WHAT THIS TASK INVOLVES: With the pictures left out, copy the listing below exactly.
......
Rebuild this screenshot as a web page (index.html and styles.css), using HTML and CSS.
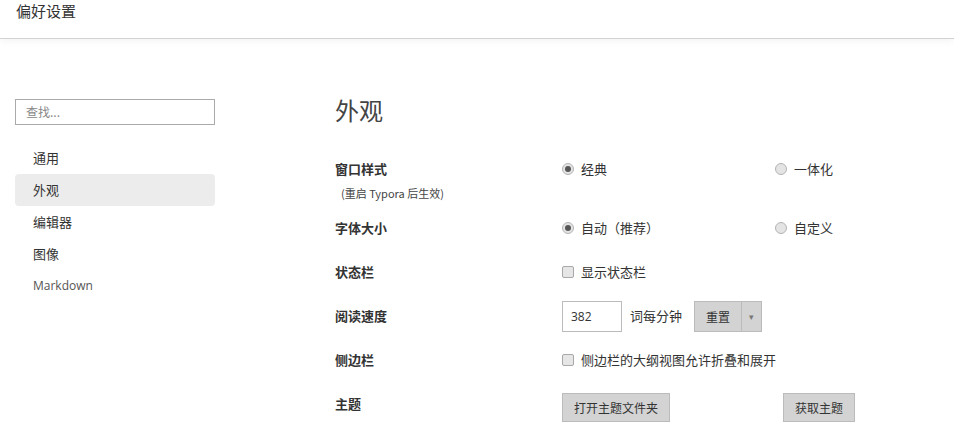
FILE: index.html
```html
<!DOCTYPE html>
<html lang="zh-CN">
<head>
    <meta charset="UTF-8">
    <title>偏好设置</title>
    <link rel="stylesheet" href="styles.css">
</head>
<body>
    <div class="header">偏好设置</div>
    <div class="layout">
        <div class="sidebar">
            <input class="search" type="text" placeholder="查找...">
            <ul class="nav">
                <li>通用</li>
                <li class="active">外观</li>
                <li>编辑器</li>
                <li>图像</li>
                <li class="latin">Markdown</li>
            </ul>
        </div>
        <div class="main">
            <h1>外观</h1>
            <div class="rows">
                <div class="row tall">
                    <div class="label">窗口样式<span class="hint">(重启 Typora 后生效)</span></div>
                    <div class="opt"><span class="radio checked"></span>经典</div>
                    <div class="opt"><span class="radio"></span>一体化</div>
                </div>
                <div class="row">
                    <div class="label">字体大小</div>
                    <div class="opt"><span class="radio checked"></span>自动（推荐）</div>
                    <div class="opt"><span class="radio"></span>自定义</div>
                </div>
                <div class="row">
                    <div class="label">状态栏</div>
                    <div class="opt wide"><span class="check"></span>显示状态栏</div>
                </div>
                <div class="row">
                    <div class="label">阅读速度</div>
                    <div class="opt wide">
                        <input class="num" type="text" value="382">
                        <span class="unit">词每分钟</span>
                        <span class="split">
                            <button class="btn">重置</button><button class="btn caret">&#9662;</button>
                        </span>
                    </div>
                </div>
                <div class="row">
                    <div class="label">侧边栏</div>
                    <div class="opt wide"><span class="check"></span>侧边栏的大纲视图允许折叠和展开</div>
                </div>
                <div class="row theme">
                    <div class="label">主题</div>
                    <div class="opt"><button class="btn">打开主题文件夹</button></div>
                    <div class="opt right"><button class="btn">获取主题</button></div>
                </div>
            </div>
        </div>
    </div>
</body>
</html>
```

FILE: styles.css
```css
body {
    margin: 0;
    font-family: "Noto Sans CJK SC", "Open Sans", sans-serif;
    color: #333;
    background: #fff;
}
.header {
    height: 38px;
    padding-left: 16px;
    font-size: 15px;
    line-height: 22px;
    color: #333;
    border-bottom: 1px solid #d2d2d2;
    box-shadow: 0 2px 8px rgba(0,0,0,0.05);
}
.layout {
    display: flex;
    padding-top: 59px;
}
.sidebar {
    width: 200px;
    margin-left: 15px;
}
.search {
    box-sizing: border-box;
    width: 200px;
    height: 26px;
    margin: 0;
    padding: 0 10px;
    border: 1px solid #aaa;
    font-family: inherit;
    font-size: 12px;
    color: #333;
    outline: none;
}
.search::placeholder {
    color: #888;
}
.nav {
    list-style: none;
    margin: 17px 0 0;
    padding: 0;
}
.nav li {
    height: 32px;
    line-height: 31px;
    padding-left: 18px;
    font-size: 13px;
    color: #333;
    border-radius: 4px;
}
.nav li.active {
    background: #ececec;
}
.nav li.latin {
    font-family: "Open Sans", sans-serif;
    font-size: 12px;
    color: #555;
}
.main {
    margin-left: 120px;
}
h1 {
    margin: -6px 0 0;
    font-size: 24px;
    font-weight: normal;
    line-height: 36px;
    color: #444;
}
.rows {
    margin-top: 29px;
}
.row {
    display: flex;
    align-items: flex-start;
    height: 44px;
    font-size: 13px;
    line-height: 24px;
}
.row.tall {
    height: 59px;
}
.label {
    width: 227px;
    font-weight: bold;
    color: #333;
}
.hint {
    display: block;
    margin-left: 6px;
    font-size: 11px;
    font-weight: normal;
    color: #444;
    line-height: 24px;
}
.opt {
    width: 213px;
    display: flex;
    align-items: center;
    height: 24px;
}
.opt.wide {
    width: auto;
}
.opt.right {
    margin-left: 8px;
}
.row.theme .opt {
    align-items: flex-start;
    padding-top: 1px;
}
.radio {
    box-sizing: border-box;
    width: 12px;
    height: 12px;
    margin-right: 7px;
    border: 1px solid #b4b4b4;
    border-radius: 50%;
    background: #e4e4e4;
    position: relative;
}
.radio.checked::after {
    content: "";
    position: absolute;
    left: 2px;
    top: 2px;
    width: 6px;
    height: 6px;
    border-radius: 50%;
    background: #555;
}
.check {
    box-sizing: border-box;
    width: 12px;
    height: 12px;
    margin-right: 7px;
    border: 1px solid #a8a8a8;
    border-radius: 2px;
    background: #e6e6e6;
}
.num {
    box-sizing: border-box;
    width: 60px;
    height: 31px;
    margin: 0;
    padding: 0 8px;
    border: 1px solid #bbb;
    font-family: "Open Sans", sans-serif;
    font-size: 12px;
    color: #333;
}
.unit {
    margin-left: 8px;
}
.split {
    display: flex;
    margin-left: 12px;
}
.btn {
    box-sizing: border-box;
    height: 29px;
    padding: 0 11px;
    border: 1px solid #bbb;
    background: #d3d3d3;
    font-family: inherit;
    font-size: 12px;
    color: #333;
    cursor: pointer;
}
.split .btn {
    height: 31px;
    padding: 0 11px;
}
.split .caret {
    width: 21px;
    padding: 0;
    font-size: 9px;
    color: #777;
}
.split .btn + .btn {
    margin-left: -1px;
}
```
......
WRITTEN SOLUTION:
Rebuild this screenshot as a web page (index.html and styles.css), using HTML and CSS.
FILE: index.html
```html
<!DOCTYPE html>
<html lang="zh-CN">
<head>
    <meta charset="UTF-8">
    <title>偏好设置</title>
    <link rel="stylesheet" href="styles.css">
</head>
<body>
    <div class="header">偏好设置</div>
    <div class="layout">
        <div class="sidebar">
            <input class="search" type="text" placeholder="查找...">
            <ul class="nav">
                <li>通用</li>
                <li class="active">外观</li>
                <li>编辑器</li>
                <li>图像</li>
                <li class="latin">Markdown</li>
            </ul>
        </div>
        <div class="main">
            <h1>外观</h1>
            <div class="rows">
                <div class="row tall">
                    <div class="label">窗口样式<span class="hint">(重启 Typora 后生效)</span></div>
                    <div class="opt"><span class="radio checked"></span>经典</div>
                    <div class="opt"><span class="radio"></span>一体化</div>
                </div>
                <div class="row">
                    <div class="label">字体大小</div>
                    <div class="opt"><span class="radio checked"></span>自动（推荐）</div>
                    <div class="opt"><span class="radio"></span>自定义</div>
                </div>
                <div class="row">
                    <div class="label">状态栏</div>
                    <div class="opt wide"><span class="check"></span>显示状态栏</div>
                </div>
                <div class="row">
                    <div class="label">阅读速度</div>
                    <div class="opt wide">
                        <input class="num" type="text" value="382">
                        <span class="unit">词每分钟</span>
                        <span class="split">
                            <button class="btn">重置</button><button class="btn caret">&#9662;</button>
                        </span>
                    </div>
                </div>
                <div class="row">
                    <div class="label">侧边栏</div>
                    <div class="opt wide"><span class="check"></span>侧边栏的大纲视图允许折叠和展开</div>
                </div>
                <div class="row theme">
                    <div class="label">主题</div>
                    <div class="opt"><button class="btn">打开主题文件夹</button></div>
                    <div class="opt right"><button class="btn">获取主题</button></div>
                </div>
            </div>
        </div>
    </div>
</body>
</html>
```

FILE: styles.css
```css
body {
    margin: 0;
    font-family: "Noto Sans CJK SC", "Open Sans", sans-serif;
    color: #333;
    background: #fff;
}
.header {
    height: 38px;
    padding-left: 16px;
    font-size: 15px;
    line-height: 22px;
    color: #333;
    border-bottom: 1px solid #d2d2d2;
    box-shadow: 0 2px 8px rgba(0,0,0,0.05);
}
.layout {
    display: flex;
    padding-top: 59px;
}
.sidebar {
    width: 200px;
    margin-left: 15px;
}
.search {
    box-sizing: border-box;
    width: 200px;
    height: 26px;
    margin: 0;
    padding: 0 10px;
    border: 1px solid #aaa;
    font-family: inherit;
    font-size: 12px;
    color: #333;
    outline: none;
}
.search::placeholder {
    color: #888;
}
.nav {
    list-style: none;
    margin: 17px 0 0;
    padding: 0;
}
.nav li {
    height: 32px;
    line-height: 31px;
    padding-left: 18px;
    font-size: 13px;
    color: #333;
    border-radius: 4px;
}
.nav li.active {
    background: #ececec;
}
.nav li.latin {
    font-family: "Open Sans", sans-serif;
    font-size: 12px;
    color: #555;
}
.main {
    margin-left: 120px;
}
h1 {
    margin: -6px 0 0;
    font-size: 24px;
    font-weight: normal;
    line-height: 36px;
    color: #444;
}
.rows {
    margin-top: 29px;
}
.row {
    display: flex;
    align-items: flex-start;
    height: 44px;
    font-size: 13px;
    line-height: 24px;
}
.row.tall {
    height: 59px;
}
.label {
    width: 227px;
    font-weight: bold;
    color: #333;
}
.hint {
    display: block;
    margin-left: 6px;
    font-size: 11px;
    font-weight: normal;
    color: #444;
    line-height: 24px;
}
.opt {
    width: 213px;
    display: flex;
    align-items: center;
    height: 24px;
}
.opt.wide {
    width: auto;
}
.opt.right {
    margin-left: 8px;
}
.row.theme .opt {
    align-items: flex-start;
    padding-top: 1px;
}
.radio {
    box-sizing: border-box;
    width: 12px;
    height: 12px;
    margin-right: 7px;
    border: 1px solid #b4b4b4;
    border-radius: 50%;
    background: #e4e4e4;
    position: relative;
}
.radio.checked::after {
    content: "";
    position: absolute;
    left: 2px;
    top: 2px;
    width: 6px;
    height: 6px;
    border-radius: 50%;
    background: #555;
}
.check {
    box-sizing: border-box;
    width: 12px;
    height: 12px;
    margin-right: 7px;
    border: 1px solid #a8a8a8;
    border-radius: 2px;
    background: #e6e6e6;
}
.num {
    box-sizing: border-box;
    width: 60px;
    height: 31px;
    margin: 0;
    padding: 0 8px;
    border: 1px solid #bbb;
    font-family: "Open Sans", sans-serif;
    font-size: 12px;
    color: #333;
}
.unit {
    margin-left: 8px;
}
.split {
    display: flex;
    margin-left: 12px;
}
.btn {
    box-sizing: border-box;
    height: 29px;
    padding: 0 11px;
    border: 1px solid #bbb;
    background: #d3d3d3;
    font-family: inherit;
    font-size: 12px;
    color: #333;
    cursor: pointer;
}
.split .btn {
    height: 31px;
    padding: 0 11px;
}
.split .caret {
    width: 21px;
    padding: 0;
    font-size: 9px;
    color: #777;
}
.split .btn + .btn {
    margin-left: -1px;
}
```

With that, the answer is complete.